Czech Republic: Cement Hranice, part of Germany-based Dyckerhoff, increased its net profit from US$46m in 2024 to US$51.1m in 2025. Revenues rose by 6% to US$140m, according to its annual report. In 2025, Cement Hranice sold cement worth US$122m, compared with US$111m in 2024. Export revenues totalled US$15.6m, down by US$2.6m year-on-year.

In 2025 Cement Hranice invested in improving technological processes, innovation and increasing production efficiency. Board chair Pavel Baros said "An investment of US$33.7m has been approved for our plant for separate grinding and the production of blended cements.”

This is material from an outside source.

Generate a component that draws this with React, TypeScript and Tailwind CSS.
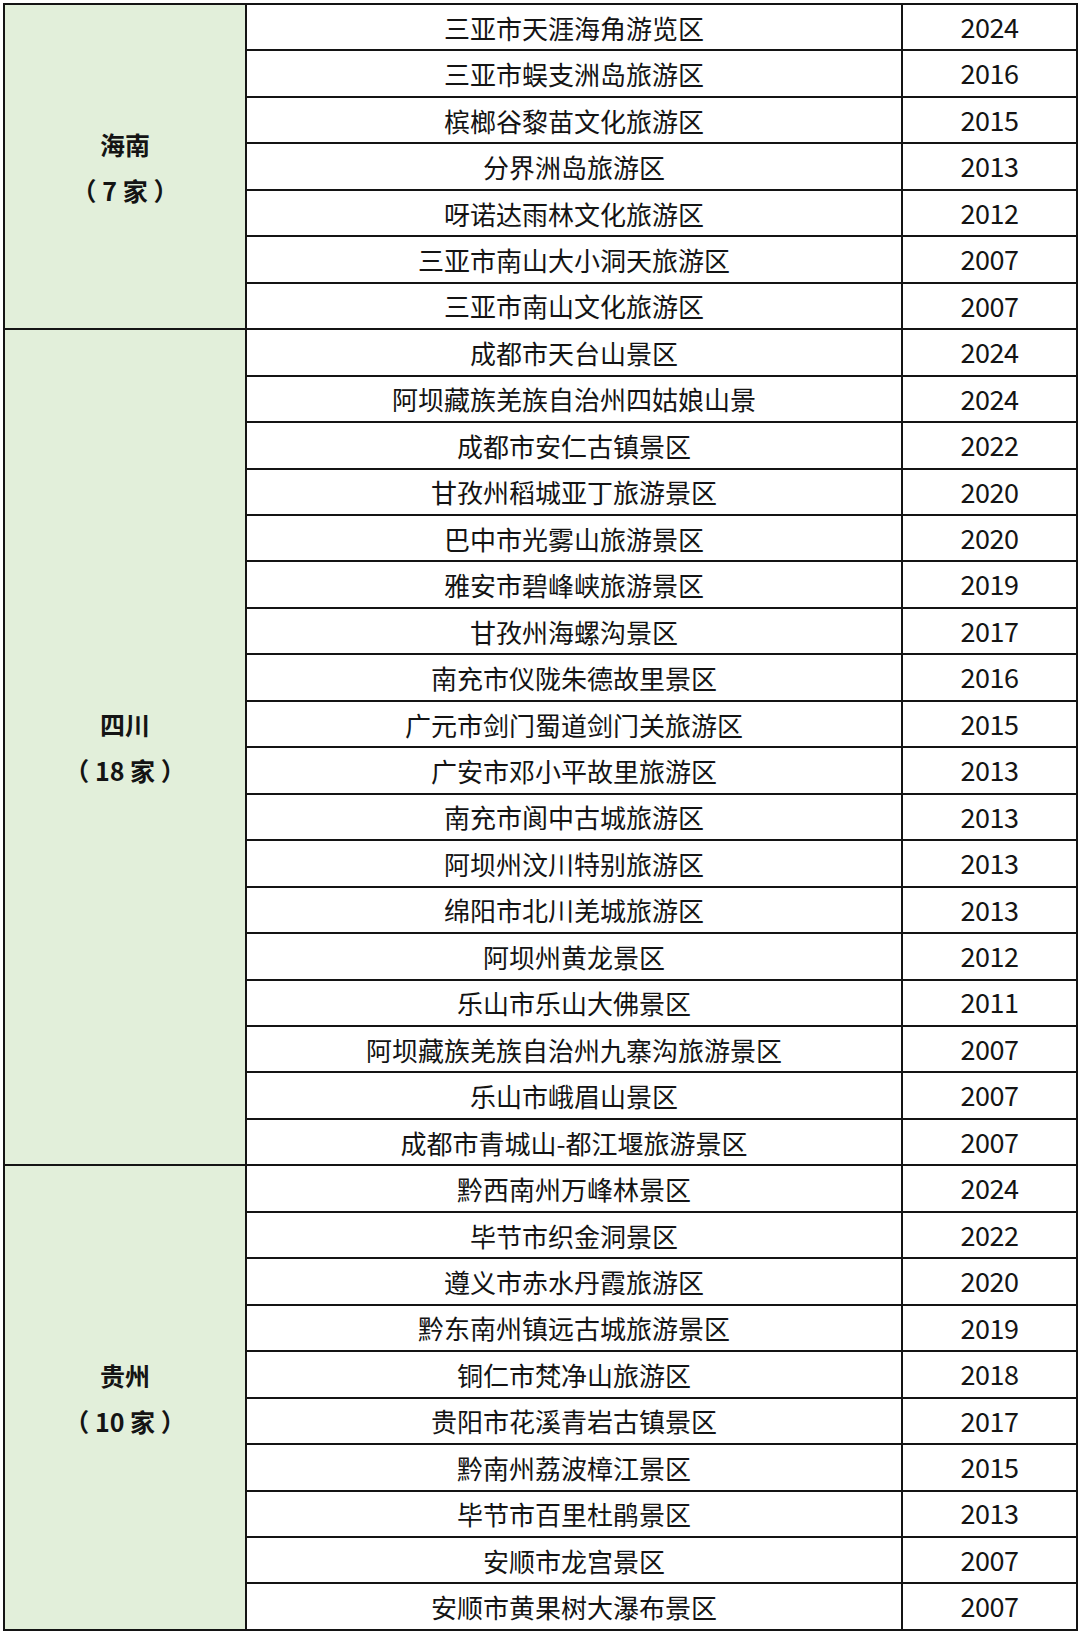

Brazil: CSN will receive binding offers for its ‌cement unit until 7 August 2026, according to Reuters, with the ​firm reportedly receiving at least seven proposals in the transaction's ⁠non-binding phase. Among interested investors for the ​deal, which could raise almost US$2bn, are China-based Sinoma and Huaxin Building Materials, Germany’s Heidelberg Materials and Brazilian firm ​Votorantim Cimentos. J&F and Suzano Holding were initially interested, but have reportedly already left discussions. CSN chair Benjamin Steinbruch said that the company had received “good proposals, in greater numbers than expected” and that it was “working to narrow these proposals down and quickly reach a conclusion.”

Pakistan: The Federal Constitutional Court has raised concerns over Punjab’s 6% royalty imposed on the ex-factory price of cement, questioning whether the levy is being applied within legal bounds. The court observed that the structure appears to shift the royalty away from raw minerals and onto the finished product. During proceedings, judges highlighted that royalty, in principle, should be charged on extracted minerals such as limestone and clay, rather than on processed cement bags. The court said that the current mechanism could effectively function as a tax on production rather than a resource-based royalty. The court further observed that any upward adjustment in royalty is likely to be passed through the supply chain, ultimately hitting consumers through higher cement prices, rather than being absorbed by producers.

Libya: Gebr. Pfeiffer will supply an MVR 3750 R-4 vertical roller mill to Libya, marking the first MVR mill installed in the country, according to the company. The contract was awarded by Al Abraj Cement Industry, a Libyan manufacturer and supplier of cement and other building materials. The company is part of Whiba Holding and reportedly plans to increase the production capacity of its plants and build additional facilities. The raw mill is equipped with an SLS 3750 VR classifier and grinds 275t/hr of raw material to a fineness of 10% residue at 0.09mm. The raw material is dried from a feed moisture content of approximately 8.4% to a residual moisture of less than 1%. The mill drive has an installed power of 2350 kW. The project is being handled by China-based contractor Chengdu Design Institute. Commissioning is planned for the second half of 2027.